E così, in questo tempo, British Museum, Tate Britain (entrambi gratuiti), Westminster Abbey, Tower Bridge e Tower of London, poi vista esterna di Buckingham Palace (io, al posto di Elisabetta, avrei scelto qualcosa di meglio come residenza), St Paul’s Cathedral, London Eye, Big Ben, Trafalgar Square. E naturalmente Hyde Park (mia moglie è riuscita a farsi mordere a sangue da uno scoiattolo, mentre gli dava da mangiare, debitamente ripresa con telecamera, parolaccia inclusa!) e Portobello (ormai troppo turistico e con prezzi esagerati, a parte quelli della frutta esotica).
Lo shopping, a Camden Town, riserva colori e profumi indiani, thai, cinesi, oltre a cordialità informale poco anglosassone. I saldi londinesi, per gli amanti della cosa, sono assolutamente sbalorditivi, riguardando tutti i generi, compresi quelli farmaceutici. Nel settore macchine fotografiche digitali, ad esempio, ho trovato sconti fino al 65%, tali da giustificare appositi viaggi dall’Italia (già programmato da mia moglie, “in solitaria”, per l’anno prossimo).
Il vitto, a differenza che in Scozia, è mediamente di buon livello, grazie all’amplissima scelta multietnica dei ristoranti, ed a prezzi accettabili, compatibilmente con Londra.

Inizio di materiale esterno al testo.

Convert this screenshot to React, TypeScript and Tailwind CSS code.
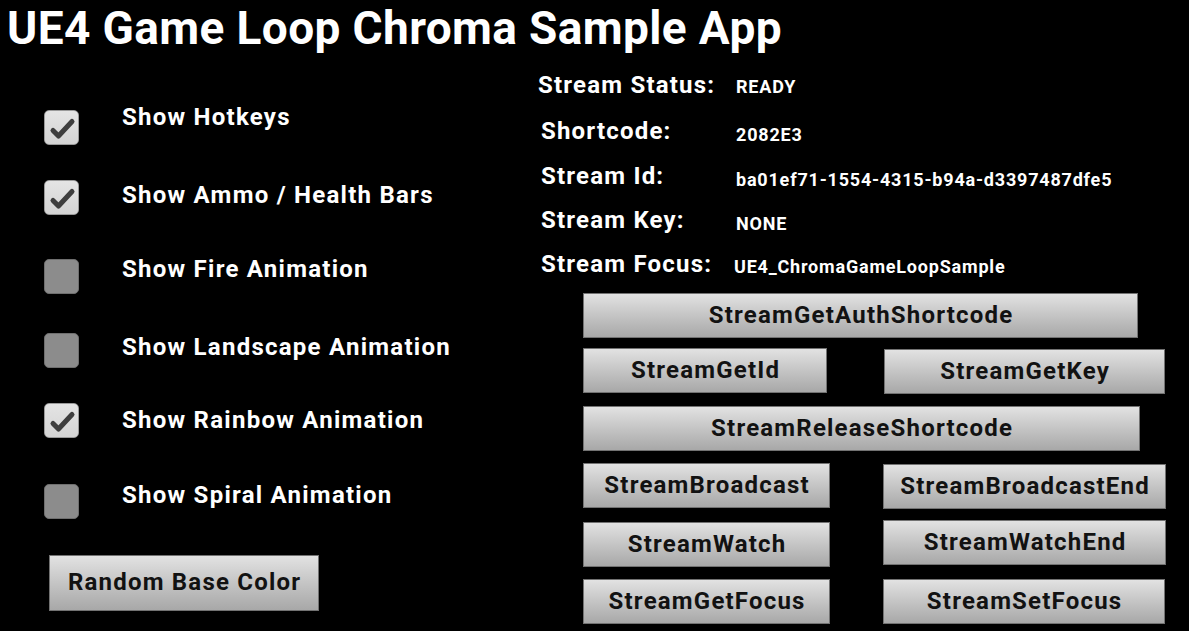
import React from "react";

const toggles = [
  { label: "Show Hotkeys", checked: true, row: "h-[78px]", box: "mt-[8px]", text: "mt-0" },
  { label: "Show Ammo / Health Bars", checked: true, row: "h-[74px]", box: "mt-0", text: "mt-0" },
  { label: "Show Fire Animation", checked: false, row: "h-[78px]", box: "mt-[5px]", text: "mt-0" },
  { label: "Show Landscape Animation", checked: false, row: "h-[71px]", box: "mt-[1px]", text: "mt-0" },
  { label: "Show Rainbow Animation", checked: true, row: "h-[77px]", box: "mt-0", text: "mt-[2px]" },
  { label: "Show Spiral Animation", checked: false, row: "h-[75px]", box: "mt-[4px]", text: "mt-0" },
];

const info = [
  { label: "Stream Status:", value: "READY", row: "h-[46px]", lx: "ml-0", vx: "ml-[198px]", vy: "mt-[2px]" },
  { label: "Shortcode:", value: "2082E3", row: "h-[45px]", lx: "ml-[3px]", vx: "ml-[195px]", vy: "mt-[4px]" },
  { label: "Stream Id:", value: "ba01ef71-1554-4315-b94a-d3397487dfe5", row: "h-[44px]", lx: "ml-[3px]", vx: "ml-[195px]", vy: "mt-[4px]" },
  { label: "Stream Key:", value: "NONE", row: "h-[44px]", lx: "ml-[3px]", vx: "ml-[195px]", vy: "mt-[4px]" },
  { label: "Stream Focus:", value: "UE4_ChromaGameLoopSample", row: "h-[30px]", lx: "ml-[3px]", vx: "ml-[193px]", vy: "mt-[3px]" },
];

const Check = () => (
  <svg width="35" height="35" viewBox="0 0 35 35" className="block">
    <path
      d="M8 19.5 L13.5 25 L27 10.5"
      fill="none"
      stroke="#3e3e3e"
      strokeWidth="5"
      strokeLinecap="round"
      strokeLinejoin="round"
    />
  </svg>
);

const Checkbox = ({ checked }: { checked: boolean }) => (
  <div
    className={
      checked
        ? "w-[35px] h-[35px] rounded-[5px] border border-[#9a9a9a] bg-gradient-to-b from-[#e4e4e4] to-[#d4d4d4] shrink-0"
        : "w-[35px] h-[35px] rounded-[5px] border border-[#6f6f6f] bg-[#8c8c8c] shrink-0"
    }
  >
    {checked && <Check />}
  </div>
);

const GrayButton = ({ label, className }: { label: string; className: string }) => (
  <button
    className={
      "flex items-center justify-center border border-[#727272] bg-gradient-to-b from-[#e2e2e2] to-[#a8a8a8] text-[24px] font-bold tracking-[1.2px] text-[#121212] leading-none " +
      className
    }
  >
    <span className="mr-[-1.2px] mt-[-2px]">{label}</span>
  </button>
);

export default function App() {
  return (
    <div
      className="w-[1189px] h-[631px] bg-black text-white overflow-hidden"
      style={{ fontFamily: "Roboto, 'Open Sans', sans-serif" }}
    >
      <h1 className="h-[60px] pl-[7px] pt-[5px] text-[46px] leading-[46px] font-bold tracking-[0.38px]">
        UE4 Game Loop Chroma Sample App
      </h1>

      <div className="flex">
        {/* left column: toggles */}
        <div className="w-[538px] shrink-0 pt-[42px] pl-[44px]">
          {toggles.map((t) => (
            <div key={t.label} className={"flex items-start " + t.row}>
              <div className={t.box}>
                <Checkbox checked={t.checked} />
              </div>
              <span className={"ml-[43px] text-[24px] leading-[30px] font-bold tracking-[1.25px] " + t.text}>
                {t.label}
              </span>
            </div>
          ))}
          <GrayButton label="Random Base Color" className="ml-[5px] w-[270px] h-[56px]" />
        </div>

        {/* right column: stream info + actions */}
        <div className="flex-1 pt-[10px]">
          {info.map((r) => (
            <div key={r.label} className={"flex items-start " + r.row}>
              <span className={"w-0 whitespace-nowrap text-[24px] leading-[30px] font-bold tracking-[1.2px] " + r.lx}>
                {r.label}
              </span>
              <span
                className={"whitespace-nowrap text-[18px] leading-[30px] font-bold tracking-[0.8px] " + r.vx + " " + r.vy}
              >
                {r.value}
              </span>
            </div>
          ))}

          <div className="pl-[45px] pt-[14px]">
            <GrayButton label="StreamGetAuthShortcode" className="w-[555px] h-[45px]" />

            <div className="flex items-start mt-[10px]">
              <GrayButton label="StreamGetId" className="w-[244px] h-[45px]" />
              <GrayButton label="StreamGetKey" className="ml-[57px] mt-[1px] w-[281px] h-[45px]" />
            </div>

            <GrayButton label="StreamReleaseShortcode" className="mt-[12px] w-[557px] h-[45px]" />

            <div className="flex items-start mt-[12px]">
              <GrayButton label="StreamBroadcast" className="w-[247px] h-[45px]" />
              <GrayButton label="StreamBroadcastEnd" className="ml-[53px] mt-[1px] w-[283px] h-[45px]" />
            </div>

            <div className="flex items-start mt-[11px]">
              <GrayButton label="StreamWatch" className="mt-[2px] w-[247px] h-[45px]" />
              <GrayButton label="StreamWatchEnd" className="ml-[53px] w-[283px] h-[45px]" />
            </div>

            <div className="flex items-start mt-[12px]">
              <GrayButton label="StreamGetFocus" className="w-[247px] h-[45px]" />
              <GrayButton label="StreamSetFocus" className="ml-[53px] w-[282px] h-[45px]" />
            </div>
          </div>
        </div>
      </div>
    </div>
  );
}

L’alloggio: parodiando Grucho Marx – a proposito dei visi delle persone -, normalmente dimentico sempre gli alberghi, ma in questo caso farò un’eccezione per l’Holly House, specie perché più volte segnalato nel sito dei tpc: presentato come economico e centrale (è vero), spartano e con calda ospitalità: spartano è spartano, i bagni sembrano da casa delle bambole, con lavandino che consente di lavarsi un’emiarcata dentaria per volta, la double ensuite pone di fronte al dilemma: “o noi o i bagagli”, non c’è spazio per entrambi, ed è raccomandabile, date le dimensioni del letto, per coppie sposate o conviventi da poco, e comunque un po’ bassine. Quanto al calore, svegliati la prima notte da un allarme antincendio che avrebbe dovuto portare all’evacuazione immediata, anche per via dell’onnipresente moquette, ci siamo ritrovati da soli per strada, sommariamente vestiti. Dopo 15 minuti di sirena assordante, e dopo aver aperto al pakistano in possesso delle chiavi dell’allarme (ma non di quelle per entrare in albergo!), siamo riusciti a tornare a letto, senza sapere cosa l’avesse fatto scattare (forse la nostra vicina di camera, un’allegra vecchina ottantenne con avvisaglie dell’Alzheimer, che ha passato le nostre quattro notti di soggiorno, a tirare scarpe e biancheria intima nel corridoio e andare a saccheggiare la dispensa, per poi bussare ed offrirci “no money”, l’orange juice!).
E comunque un alloggio è un alloggio, e davvero in questi 4 giorni l’abbiamo utilizzato ben poco, impegnati in chilometri e chilometri di camminate.
La 3 day travelcard è comodissima e consente di dimezzare il costo d’ingresso a varie attrazioni (una delle due ce la siamo ripagata, semplicemente visitando Westminster Abbey ed il Tower Bridge.
A consuntivo, posso dire di essere felice di aver visto Londra – malgrado l’uragano Kyrill, che ci ha trovato in piena city, in un caos di pompieri, ambulanze, polizia e traffico paralizzato, per due ragioni: 1) gli acquarelli di Turner alla Tate Britain, emozione di quelle forti. Adoro da sempre Turner, specie quello dal 1835 in poi, con questa incredibile luce che s’irradia dal centro a saturare e confondere linee e prospettive, in un’accelerazione visionaria che davvero fa dubitare che, ad un certo punto della sua vita, abbia avuto un’esperienza di pre-morte, andata e ritorno dall’aldilà, con tanto di bagaglio emozionale al seguito. L’abbiamo gustato con tanto di aggiunta di scolaresche di bambine in grigio, bellissime e compunte, a disegnare sul pavimento, poesia nella poesia; 2) i pub londinesi, così pieni di calore, atmosfera, ammiccamenti, pinte e pinte di meravigliosa birra ghiacciata, a chiudere in leggerezza le frenetiche giornate di esplorazione.